Every system will eventually experience failure.
Hardware wears out.
Software contains defects.
Networks become unavailable.
People make mistakes.
No operational environment is immune.
The question is not whether disruption will occur.
The question is what happens next.
Many organizations invest heavily in preventing failure.
Far fewer invest the same effort in preparing for recovery.
Recovery architecture is the deliberate design of systems, processes, and operational practices that allow services to be restored quickly, safely, and predictably after disruption occurs.
Recovery does not begin during an incident.
It begins long before one ever happens.
Clear procedures.
Documented responsibilities.
Validated backups.
Redundant systems.
Practiced response plans.
Defined communication paths.
Each one becomes part of the recovery architecture.
When these elements already exist, teams spend less time deciding what to do.
They spend more time executing.
Without preparation, every incident becomes a unique problem.
Teams search for documentation.
Ownership becomes uncertain.
Critical decisions are made under unnecessary pressure.
Recovery slows.
Risk increases.
Well-designed recovery architecture reduces uncertainty before uncertainty arrives.

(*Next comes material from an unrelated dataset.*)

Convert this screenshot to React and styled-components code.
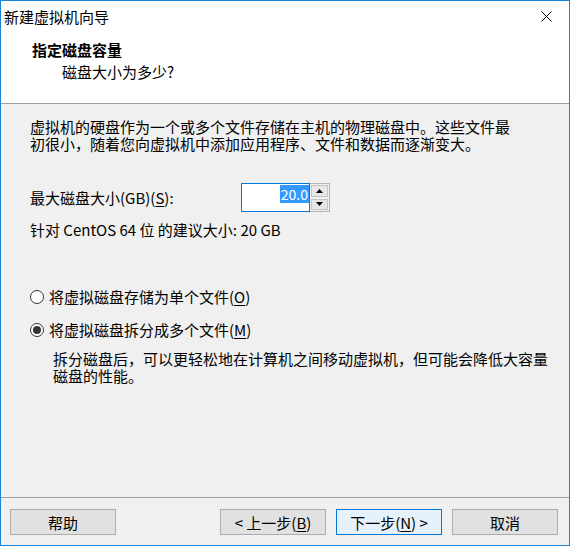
import styled, { createGlobalStyle } from "styled-components";

const GlobalStyle = createGlobalStyle`
  html, body {
    margin: 0;
    padding: 0;
    background: #ffffff;
  }
  body {
    font-family: "Noto Sans CJK SC", "Noto Sans", sans-serif;
    font-size: 15px;
    color: #000;
  }
`;

const Window = styled.div`
  width: 570px;
  height: 546px;
  box-sizing: border-box;
  border: 1px solid #1883d7;
  display: flex;
  flex-direction: column;
  background: #f0f0f0;
`;

const TitleBar = styled.div`
  height: 30px;
  background: #fff;
  display: flex;
  align-items: center;
  justify-content: space-between;
  padding-left: 3px;
  font-size: 15px;
  line-height: 17px;
`;

const CloseButton = styled.div`
  width: 46px;
  height: 30px;
  display: flex;
  align-items: center;
  justify-content: center;
`;

const Header = styled.div`
  height: 73px;
  background: #fff;
  border-bottom: 1px solid #a0a0a0;
  box-sizing: border-box;
  padding-top: 9px;
`;

const HeaderTitle = styled.div`
  padding-left: 31px;
  font-weight: bold;
  line-height: 19px;
`;

const HeaderSub = styled.div`
  padding-left: 61px;
  margin-top: 3px;
  line-height: 19px;
`;

const Body = styled.div`
  flex: 1;
  padding: 14px 0 0 29px;
  line-height: 17px;
`;

const Paragraph = styled.p`
  margin: 0;
  white-space: nowrap;
`;

const SizeRow = styled.div`
  display: flex;
  align-items: center;
  margin-top: 31px;
  height: 29px;
`;

const Label = styled.span`
  width: 211px;
`;

const Key = styled.span`
  text-decoration: underline;
  text-underline-offset: 2px;
`;

const SpinBox = styled.div`
  display: flex;
  height: 29px;
`;

const Input = styled.div`
  width: 69px;
  height: 29px;
  border: 1px solid #0078d7;
  background: #fff;
  display: flex;
  justify-content: flex-end;
  align-items: flex-start;
  padding-top: 1px;
  box-sizing: border-box;
  font-size: 14px;
`;

const Selected = styled.span`
  background: #3399ff;
  color: #fff;
  line-height: 18px;
  padding: 0 1px;
`;

const Spinners = styled.div`
  width: 20px;
  display: flex;
  flex-direction: column;
  border: 1px solid #b5b5b5;
  border-left: none;
  box-sizing: border-box;
`;

const SpinButton = styled.div`
  flex: 1;
  margin: 1px;
  background: #e6e6e6;
  border: 1px solid #c4c4c4;
  display: flex;
  align-items: center;
  justify-content: center;
`;

const Hint = styled.div`
  margin-top: 9px;
`;

const RadioGroup = styled.div`
  margin-top: 50px;
  display: flex;
  flex-direction: column;
  gap: 16px;
`;

const RadioRow = styled.div`
  display: flex;
  align-items: center;
  gap: 5px;
`;

const RadioCircle = styled.span`
  width: 14px;
  height: 14px;
  box-sizing: border-box;
  border-radius: 50%;
  border: 1px solid #333;
  background: #fff;
  display: flex;
  align-items: center;
  justify-content: center;
  &::after {
    content: "";
    width: 8px;
    height: 8px;
    border-radius: 50%;
    background: ${(p) => (p.$checked ? "#333" : "transparent")};
  }
`;

const Description = styled.p`
  margin: 12px 0 0 23px;
  white-space: nowrap;
`;

const Footer = styled.div`
  height: 48px;
  border-top: 1px solid #a0a0a0;
  box-sizing: border-box;
  display: flex;
  align-items: flex-start;
  padding: 11px 11px 0 9px;
`;

const Button = styled.div`
  width: 106px;
  height: 26px;
  box-sizing: border-box;
  border: 1px solid ${(p) => (p.$primary ? "#0078d7" : "#adadad")};
  background: ${(p) => (p.$primary ? "#e5f1fb" : "#e1e1e1")};
  display: flex;
  align-items: center;
  justify-content: center;
  line-height: 17px;
  margin-left: ${(p) => p.$gap || 0}px;
`;

const Arrow = ({ up }) => (
  <svg width="7" height="4" viewBox="0 0 7 4">
    <path d={up ? "M0 4 L3.5 0 L7 4 Z" : "M0 0 L3.5 4 L7 0 Z"} fill="#000" />
  </svg>
);

export default function App() {
  return (
    <>
      <GlobalStyle />
      <Window>
        <TitleBar>
          <span>新建虚拟机向导</span>
          <CloseButton>
            <svg width="11" height="11" viewBox="0 0 11 11">
              <path d="M0.5 0.5 L10.5 10.5 M10.5 0.5 L0.5 10.5" stroke="#000" strokeWidth="1" />
            </svg>
          </CloseButton>
        </TitleBar>
        <Header>
          <HeaderTitle>指定磁盘容量</HeaderTitle>
          <HeaderSub>磁盘大小为多少?</HeaderSub>
        </Header>
        <Body>
          <Paragraph>
            虚拟机的硬盘作为一个或多个文件存储在主机的物理磁盘中。这些文件最
            <br />
            初很小，随着您向虚拟机中添加应用程序、文件和数据而逐渐变大。
          </Paragraph>
          <SizeRow>
            <Label>
              最大磁盘大小(GB)(<Key>S</Key>):
            </Label>
            <SpinBox>
              <Input>
                <Selected>20.0</Selected>
              </Input>
              <Spinners>
                <SpinButton>
                  <Arrow up />
                </SpinButton>
                <SpinButton>
                  <Arrow />
                </SpinButton>
              </Spinners>
            </SpinBox>
          </SizeRow>
          <Hint>针对 CentOS 64 位 的建议大小: 20 GB</Hint>
          <RadioGroup>
            <RadioRow>
              <RadioCircle />
              <span>
                将虚拟磁盘存储为单个文件(<Key>O</Key>)
              </span>
            </RadioRow>
            <RadioRow>
              <RadioCircle $checked />
              <span>
                将虚拟磁盘拆分成多个文件(<Key>M</Key>)
              </span>
            </RadioRow>
          </RadioGroup>
          <Description>
            拆分磁盘后，可以更轻松地在计算机之间移动虚拟机，但可能会降低大容量
            <br />
            磁盘的性能。
          </Description>
        </Body>
        <Footer>
          <Button>帮助</Button>
          <Button $gap={104}>
            &lt; 上一步(<Key>B</Key>)
          </Button>
          <Button $primary $gap={10}>
            下一步(<Key>N</Key>) &gt;
          </Button>
          <Button $gap={10}>取消</Button>
        </Footer>
      </Window>
    </>
  );
}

It creates consistency during situations that are anything but consistent.
It allows experienced operators to focus their attention on the problem itself instead of debating the recovery process.
Perhaps the most valuable characteristic of recovery architecture is confidence.
Not confidence that failures will never occur.
Confidence that the organization can respond effectively when they do.
That confidence is earned through preparation.
It is strengthened through testing.
It is reinforced through continuous improvement after every incident.
Reliable operations are not built solely by preventing disruption.
They are built by ensuring that disruption does not become catastrophe.
Because operational excellence is measured not only by how well systems perform under normal conditions.
It is also measured by how well they recover when normal conditions no longer exist.